The other Cowley setting recorded here is See where she sits, a setting of the poem 'Weeping' from The Mistresse. The poem is inspired by the poet's contemplation of a girl weeping; he imagines he sees Narcissus reflected in her watery eye, he compares her face to a hill watered by the stream of her tears, and he wonders why her tears do not appear as hail, so cold are they—and, presumably, her feelings towards him. Purcell responds to this remarkable series of dense and extravagant images with suitably dense and extravagant music. The scoring was evidently inspired by the version of Blow's Go, perjur'd man with violins, and is effectively a six-part motet, with three of the contrapuntal lines in the tutti sections taken by the instruments, producing wonderfully complex textures. Similarly, the work contains some of Purcell's most daring harmonic writing, with constant false relations, and an astonishing flatwards lunge at the words 'That she weeps tears so wondrous cold'. This is one of Purcell's greatest secular vocal works, yet it is virtually unknown, even to specialists.

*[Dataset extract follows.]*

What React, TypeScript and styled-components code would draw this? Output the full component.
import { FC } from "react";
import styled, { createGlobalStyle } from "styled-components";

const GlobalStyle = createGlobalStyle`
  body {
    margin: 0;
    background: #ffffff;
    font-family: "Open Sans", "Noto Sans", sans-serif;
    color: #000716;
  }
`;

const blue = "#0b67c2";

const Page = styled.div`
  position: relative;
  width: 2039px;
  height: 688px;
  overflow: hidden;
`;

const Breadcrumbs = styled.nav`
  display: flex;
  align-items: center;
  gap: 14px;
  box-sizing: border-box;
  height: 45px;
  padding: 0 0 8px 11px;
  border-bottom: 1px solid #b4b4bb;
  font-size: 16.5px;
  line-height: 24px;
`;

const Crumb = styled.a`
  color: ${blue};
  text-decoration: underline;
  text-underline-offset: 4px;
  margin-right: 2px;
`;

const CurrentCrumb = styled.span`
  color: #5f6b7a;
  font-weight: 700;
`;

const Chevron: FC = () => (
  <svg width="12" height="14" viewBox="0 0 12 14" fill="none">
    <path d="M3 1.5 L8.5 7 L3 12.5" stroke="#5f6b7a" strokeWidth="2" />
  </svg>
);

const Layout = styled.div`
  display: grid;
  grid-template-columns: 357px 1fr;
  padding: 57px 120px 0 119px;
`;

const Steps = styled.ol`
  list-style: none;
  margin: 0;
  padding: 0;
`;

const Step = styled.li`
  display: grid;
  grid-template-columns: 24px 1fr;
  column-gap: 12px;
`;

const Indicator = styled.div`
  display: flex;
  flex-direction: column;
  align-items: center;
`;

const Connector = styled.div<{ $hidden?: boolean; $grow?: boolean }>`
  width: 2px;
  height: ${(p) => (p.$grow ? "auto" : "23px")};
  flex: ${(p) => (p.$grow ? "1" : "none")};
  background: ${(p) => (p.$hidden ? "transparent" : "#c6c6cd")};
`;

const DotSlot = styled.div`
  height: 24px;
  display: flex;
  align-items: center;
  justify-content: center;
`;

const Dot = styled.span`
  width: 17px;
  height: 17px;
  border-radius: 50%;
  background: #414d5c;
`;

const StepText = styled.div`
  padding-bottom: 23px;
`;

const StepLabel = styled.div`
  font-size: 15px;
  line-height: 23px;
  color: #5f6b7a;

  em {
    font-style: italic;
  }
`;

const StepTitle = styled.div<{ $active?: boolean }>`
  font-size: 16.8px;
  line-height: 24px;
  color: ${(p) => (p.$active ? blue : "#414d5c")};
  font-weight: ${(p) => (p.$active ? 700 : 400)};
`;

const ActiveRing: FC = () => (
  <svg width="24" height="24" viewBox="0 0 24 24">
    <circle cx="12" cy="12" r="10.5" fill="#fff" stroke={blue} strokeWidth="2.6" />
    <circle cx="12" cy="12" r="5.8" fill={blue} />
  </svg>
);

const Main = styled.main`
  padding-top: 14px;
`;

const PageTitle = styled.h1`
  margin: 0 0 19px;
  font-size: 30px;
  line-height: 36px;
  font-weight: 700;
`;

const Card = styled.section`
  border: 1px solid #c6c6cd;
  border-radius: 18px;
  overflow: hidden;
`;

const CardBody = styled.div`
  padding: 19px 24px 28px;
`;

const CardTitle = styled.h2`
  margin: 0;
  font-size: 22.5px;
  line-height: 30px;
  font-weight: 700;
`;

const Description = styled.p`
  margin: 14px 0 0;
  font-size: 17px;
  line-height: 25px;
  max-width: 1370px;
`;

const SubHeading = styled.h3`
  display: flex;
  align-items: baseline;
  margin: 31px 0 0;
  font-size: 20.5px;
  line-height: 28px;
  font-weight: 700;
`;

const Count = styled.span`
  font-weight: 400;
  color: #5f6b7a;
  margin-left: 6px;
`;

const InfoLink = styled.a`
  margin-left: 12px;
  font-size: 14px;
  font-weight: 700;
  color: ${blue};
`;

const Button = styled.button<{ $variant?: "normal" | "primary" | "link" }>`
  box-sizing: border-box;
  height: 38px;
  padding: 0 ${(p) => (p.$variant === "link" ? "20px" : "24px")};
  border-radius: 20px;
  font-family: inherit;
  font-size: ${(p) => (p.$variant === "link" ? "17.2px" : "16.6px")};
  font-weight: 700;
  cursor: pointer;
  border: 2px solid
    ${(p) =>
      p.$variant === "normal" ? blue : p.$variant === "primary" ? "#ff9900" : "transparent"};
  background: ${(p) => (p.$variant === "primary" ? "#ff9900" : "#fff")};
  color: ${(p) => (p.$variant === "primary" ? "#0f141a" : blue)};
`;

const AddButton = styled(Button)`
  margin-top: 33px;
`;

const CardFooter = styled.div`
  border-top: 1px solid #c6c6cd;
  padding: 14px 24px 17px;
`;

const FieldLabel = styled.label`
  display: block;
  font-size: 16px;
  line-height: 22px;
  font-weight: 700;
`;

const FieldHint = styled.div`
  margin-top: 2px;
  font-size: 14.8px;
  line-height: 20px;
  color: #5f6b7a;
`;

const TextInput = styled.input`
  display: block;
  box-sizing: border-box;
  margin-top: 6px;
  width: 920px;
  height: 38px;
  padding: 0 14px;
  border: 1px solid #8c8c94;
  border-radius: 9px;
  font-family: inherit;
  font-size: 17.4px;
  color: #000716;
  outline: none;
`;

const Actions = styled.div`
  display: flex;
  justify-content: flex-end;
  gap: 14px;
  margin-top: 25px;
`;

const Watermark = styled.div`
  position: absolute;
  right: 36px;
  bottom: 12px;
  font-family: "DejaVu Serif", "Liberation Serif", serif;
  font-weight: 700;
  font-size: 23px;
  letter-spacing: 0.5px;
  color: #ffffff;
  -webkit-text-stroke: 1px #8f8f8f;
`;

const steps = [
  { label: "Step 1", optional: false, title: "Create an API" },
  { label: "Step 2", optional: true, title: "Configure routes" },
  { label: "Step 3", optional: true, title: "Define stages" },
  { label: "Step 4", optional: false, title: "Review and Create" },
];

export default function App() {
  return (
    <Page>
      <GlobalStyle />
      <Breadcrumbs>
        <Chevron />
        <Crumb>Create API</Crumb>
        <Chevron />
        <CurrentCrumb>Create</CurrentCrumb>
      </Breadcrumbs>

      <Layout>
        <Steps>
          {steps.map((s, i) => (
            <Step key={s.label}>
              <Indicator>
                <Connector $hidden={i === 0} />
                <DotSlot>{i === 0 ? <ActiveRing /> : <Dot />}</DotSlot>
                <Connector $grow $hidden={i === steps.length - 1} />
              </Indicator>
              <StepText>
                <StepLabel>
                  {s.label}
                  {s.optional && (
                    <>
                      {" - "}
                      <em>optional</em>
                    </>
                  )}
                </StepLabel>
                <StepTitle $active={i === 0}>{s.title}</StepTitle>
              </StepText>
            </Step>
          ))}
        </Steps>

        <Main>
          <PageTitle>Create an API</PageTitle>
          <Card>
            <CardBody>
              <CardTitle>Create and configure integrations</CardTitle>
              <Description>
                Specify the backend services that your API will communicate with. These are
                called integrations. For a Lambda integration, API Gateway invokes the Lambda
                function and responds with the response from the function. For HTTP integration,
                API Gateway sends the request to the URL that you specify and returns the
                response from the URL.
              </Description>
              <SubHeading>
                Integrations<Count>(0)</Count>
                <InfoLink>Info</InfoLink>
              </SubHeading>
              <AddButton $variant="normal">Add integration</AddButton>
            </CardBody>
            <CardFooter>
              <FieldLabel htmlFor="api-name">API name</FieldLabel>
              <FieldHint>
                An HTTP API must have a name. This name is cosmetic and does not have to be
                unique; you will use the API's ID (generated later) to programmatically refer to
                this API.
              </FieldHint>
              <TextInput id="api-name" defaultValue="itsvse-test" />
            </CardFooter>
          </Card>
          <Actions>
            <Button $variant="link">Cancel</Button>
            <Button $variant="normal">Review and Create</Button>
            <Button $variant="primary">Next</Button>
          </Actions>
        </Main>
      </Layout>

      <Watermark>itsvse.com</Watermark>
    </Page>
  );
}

The four pavans recorded here were probably written in the late 1670s, when Purcell was trying his hand at writing in a number of the traditional genres of English consort music. They form an orderly sequence in the only source, rising from G (or Gamut the lowest note of the scale in medieval theory), and they may have been part of a plan, never completed, to produce a set of pavans in every common key. They have the three repeated sections of Elizabethan and Jacobean pavans, but, like a number of Locke's, they are much shorter and are based on a crotchet rather than a minim beat, so they tend to sound more like solemn allemandes than true pavans.

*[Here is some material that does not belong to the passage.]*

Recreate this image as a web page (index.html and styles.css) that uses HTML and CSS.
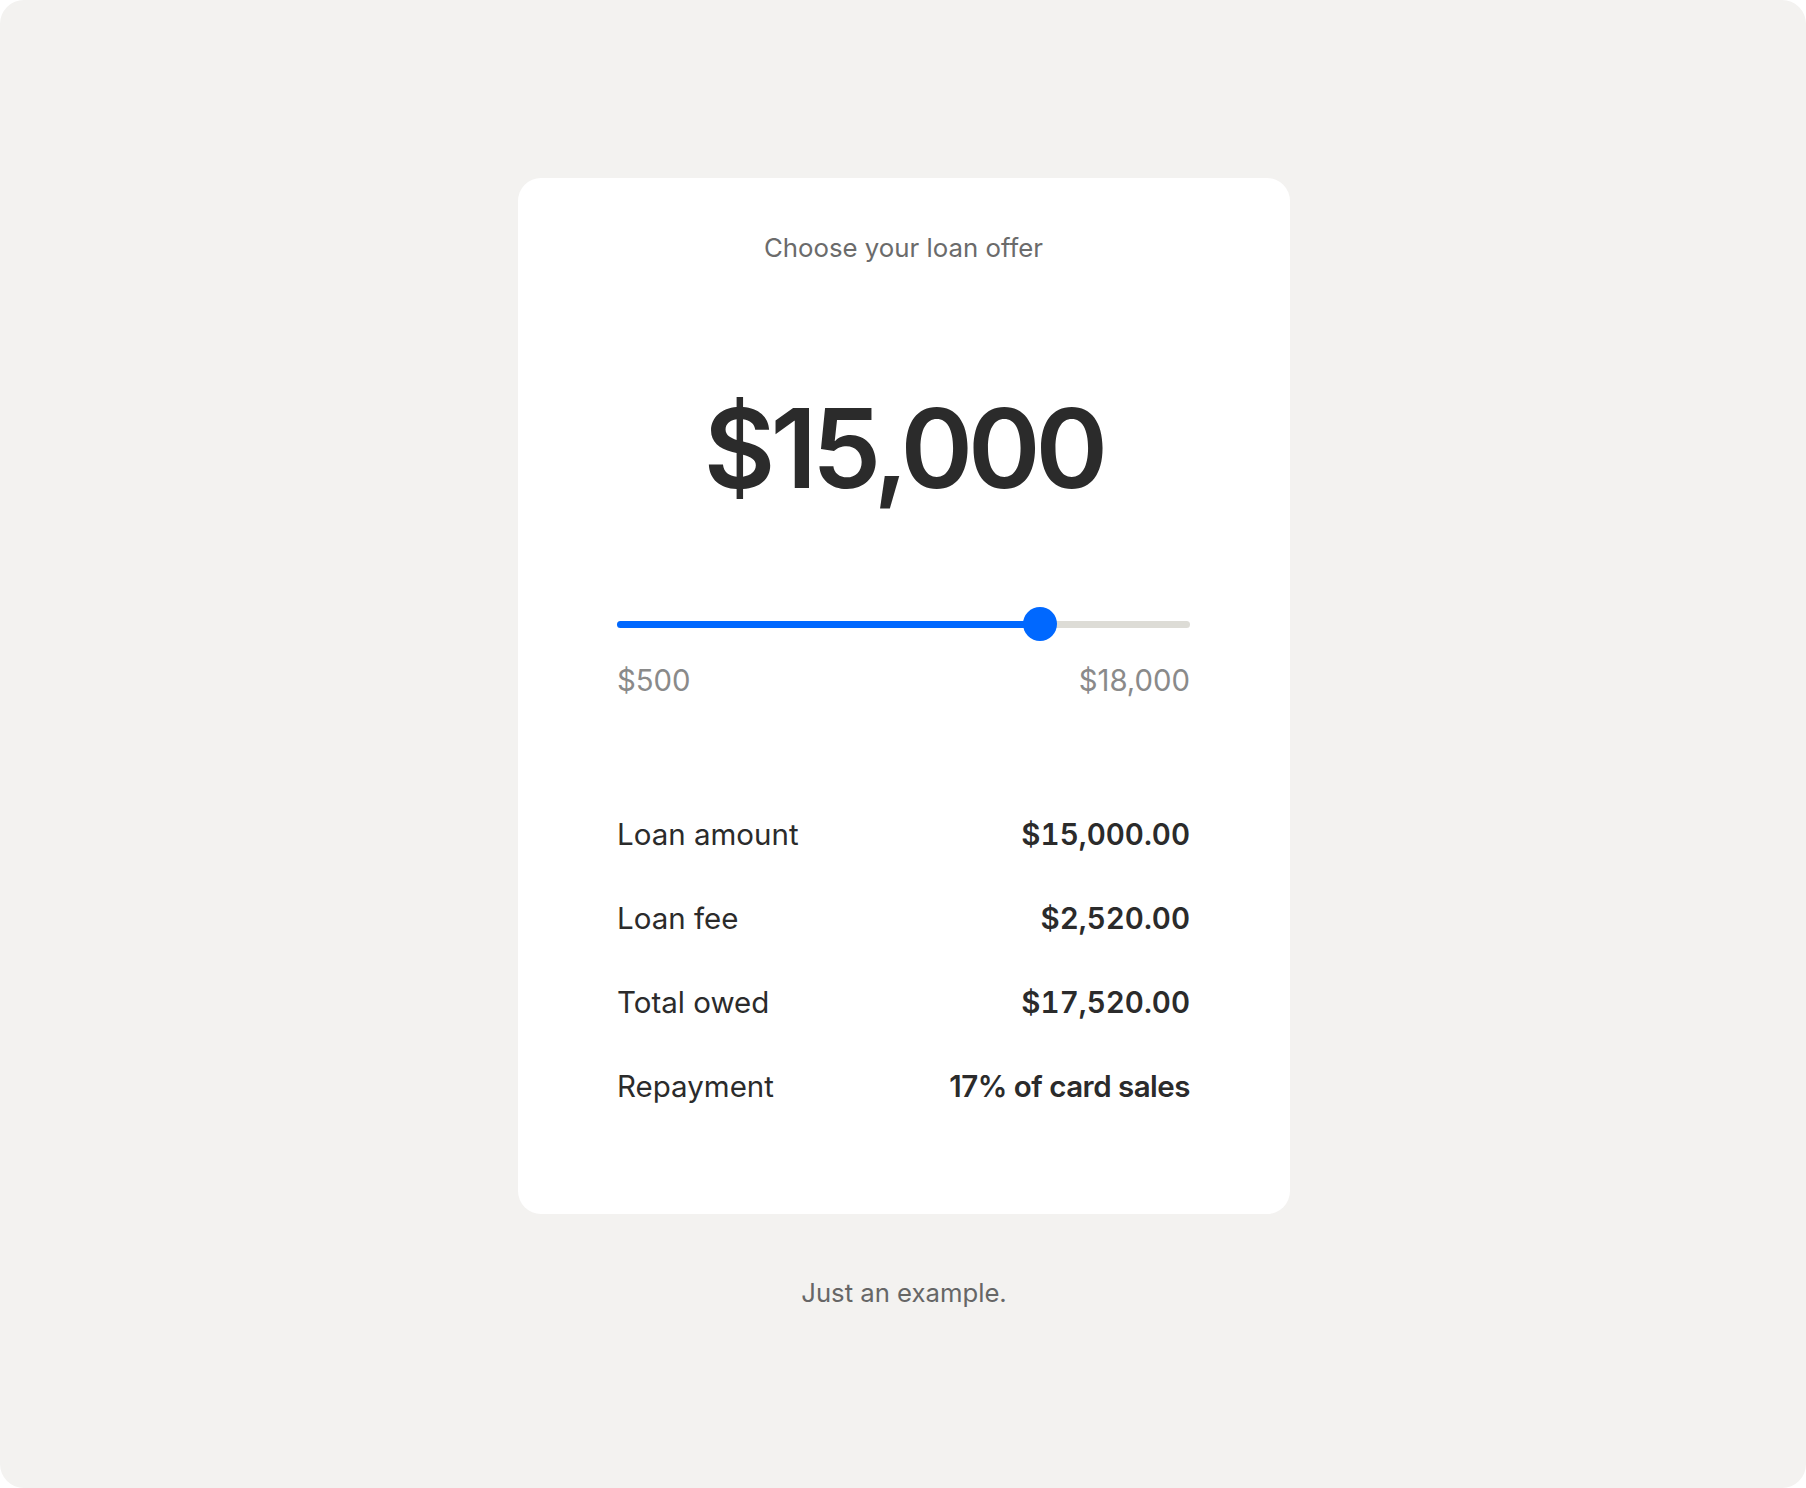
FILE: index.html
```html
<!DOCTYPE html>
<html lang="en">
<head>
<meta charset="utf-8">
<title>Choose your loan offer</title>
<link rel="stylesheet" href="styles.css">
</head>
<body>
<div class="page">
  <section class="card">
    <h1 class="title">Choose your loan offer</h1>
    <div class="amount">$15,000</div>
    <div class="slider">
      <div class="track">
        <div class="fill" style="width: 73.8%"></div>
        <div class="thumb" style="left: 73.8%"></div>
      </div>
    </div>
    <div class="range">
      <span>$500</span>
      <span>$18,000</span>
    </div>
    <dl class="details">
      <div class="row"><dt>Loan amount</dt><dd class="num">$15,000.00</dd></div>
      <div class="row"><dt>Loan fee</dt><dd class="num">$2,520.00</dd></div>
      <div class="row"><dt>Total owed</dt><dd class="num">$17,520.00</dd></div>
      <div class="row"><dt>Repayment</dt><dd class="text">17% of card sales</dd></div>
    </dl>
  </section>
  <p class="note">Just an example.</p>
</div>
</body>
</html>
```

FILE: styles.css
```css
* { box-sizing: border-box; }
html, body { margin: 0; padding: 0; background: #ffffff; }
body { font-family: Inter, "Liberation Sans", sans-serif; }

.page {
  height: 1488px;
  background: #f3f2f0;
  border-radius: 24px;
  display: flex;
  flex-direction: column;
  align-items: center;
  padding-top: 178px;
  padding-left: 2px;
}

.card {
  width: 772px;
  background: #ffffff;
  border-radius: 23px;
  padding: 55px 100px 86px 99px;
  display: flex;
  flex-direction: column;
}

.title {
  margin: 0;
  font-size: 25.8px;
  line-height: 30px;
  font-weight: 400;
  color: #6b6b6b;
  text-align: center;
}

.amount {
  margin-top: 115px;
  font-size: 110px;
  line-height: 140px;
  font-weight: 600;
  letter-spacing: -5px;
  color: #2b2b2b;
  text-align: center;
}

.slider {
  margin-top: 89px;
  height: 34px;
  display: flex;
  align-items: center;
}

.track {
  position: relative;
  width: 100%;
  height: 7px;
  border-radius: 4px;
  background: #dddcd6;
}

.fill {
  height: 100%;
  border-radius: 4px;
  background: #0068ff;
}

.thumb {
  position: absolute;
  top: 50%;
  width: 34px;
  height: 34px;
  margin: -17px 0 0 -17px;
  border-radius: 50%;
  background: #0068ff;
}

.range {
  margin-top: 24px;
  display: flex;
  justify-content: space-between;
  font-size: 29.3px;
  line-height: 32px;
  color: #8a8a8a;
}

.details {
  margin: 95px 0 0 0;
}

.row {
  height: 84px;
  display: flex;
  align-items: center;
  justify-content: space-between;
  font-size: 29.5px;
  color: #2b2b2b;
}

.row dt { font-weight: 400; }
.row dd { margin: 0; font-weight: 600; }
.row .num { font-variant-numeric: tabular-nums; }
.row .text { letter-spacing: -0.5px; }

.note {
  margin: 64px 0 0 0;
  font-size: 25.7px;
  line-height: 30px;
  color: #666666;
}
```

A special feature of this recording is the use of two matched violins by William Baker, made in Oxford in 1683. Baker was principally a viol maker and used a number of typical viol-making techniques in these instruments, though he modelled them on violins by Maggini and his followers. They are among the very few seventeenth-century English violins in original condition, and we are most grateful to Peter Trevelyan for the opportunity to use them for this recording.